Key Takeaways:
*China deflation deepens, with weak CPI and PPI figures underscoring fragile demand and weighing on AUD via trade exposure.
*RBA rate cut odds rise, as soft Q1 GDP and sluggish consumption push markets to price in July easing with 86% probability.
The Australian dollar remains pinned just below the 0.65 handle, weighed down by persistent disinflationary signals from China and a deteriorating domestic growth outlook that’s amplifying calls for monetary easing. China’s CPI fell 0.1% YoY in May—its second straight monthly contraction—while PPI plunged 3.3%, underscoring weak demand and industrial overcapacity. This casts a shadow over commodity-linked currencies like the Aussie, given Australia’s trade dependence on China.
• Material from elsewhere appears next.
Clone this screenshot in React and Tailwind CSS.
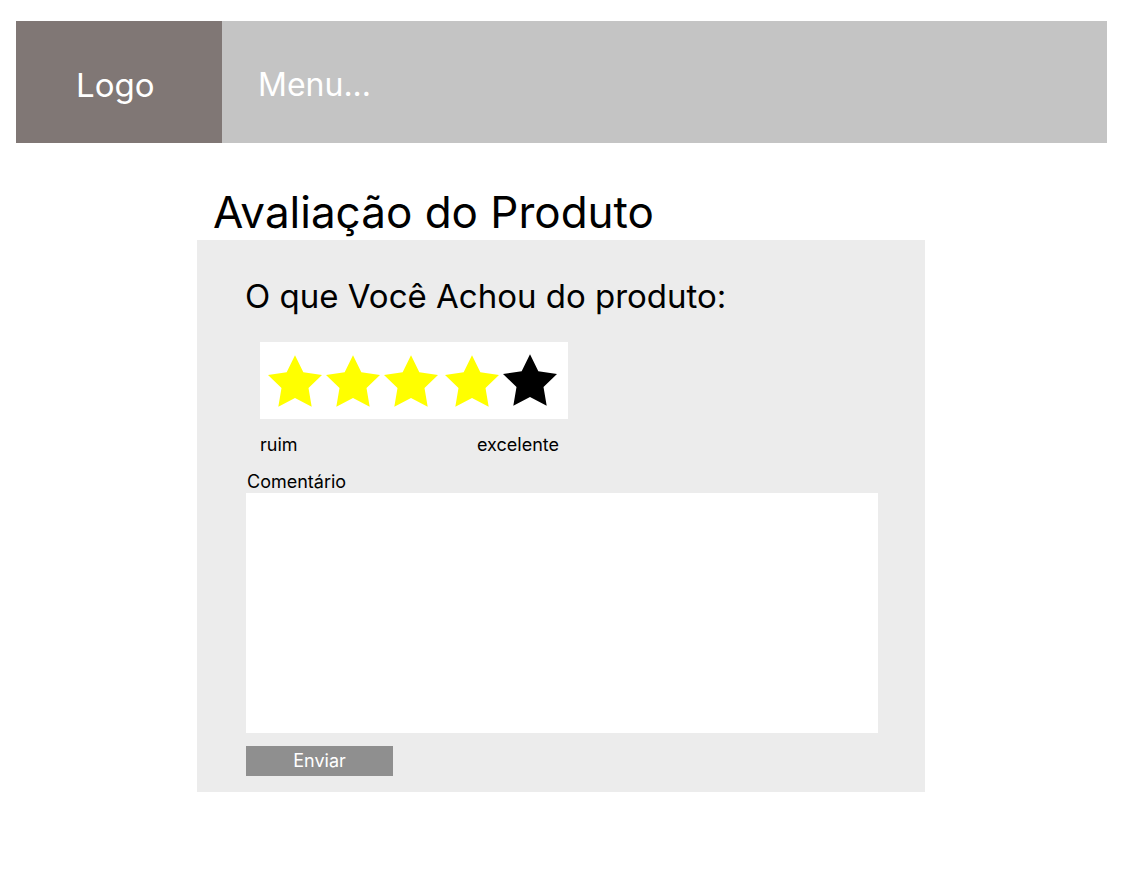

Beijing’s cautious stance was also evident during the resumption of the U.S.–China trade talks in London. While the headlines briefly buoyed risk sentiment, the lack of new stimulus limited follow-through. Markets remain unconvinced that diplomatic progress alone will lift AUD/USD without a clearer rebound in Chinese demand.
Domestically, Australia’s economy continues to sputter. Q1 GDP rose just 0.2% q/q as household consumption stalled, while underwhelming retail sales and PMIs highlight the economy’s lack of internal momentum. With inflation softening, markets now price in an 86% chance of a 25bp RBA rate cut on July 4.
Meanwhile, U.S. jobs data beat expectations, with nonfarm payrolls up 139K and wages rising 3.9% YoY—reinforcing the Fed’s cautious stance and keeping Treasury yields firm. The resulting yield differential continues to cap AUD upside.
AUDUSD, H4
AUD/USD continues to hover just beneath the 0.6526 resistance level, with price action pressing against the upper edge of a developing symmetrical triangle. Despite holding above a rising trendline from late May, recent sessions have shown signs of hesitation, with upward momentum stalling near the apex of the coiling structure.
While the broader bullish bias remains intact—supported by higher lows and repeated defenses of the 0.6455 and 0.6410 zones—the failure to push decisively through overhead resistance raises doubts about the sustainability of the move. Price remains firm above 0.6485 for now, but the inability to generate follow-through suggests fading conviction.
Momentum indicators offer a cautiously constructive backdrop. The RSI holds around 61, pointing to moderate bullish strength while staying short of overbought territory. However, the MACD line is only slightly above the signal line, with the histogram flattening—hinting at a loss of thrust that could evolve into a bearish crossover if momentum weakens further.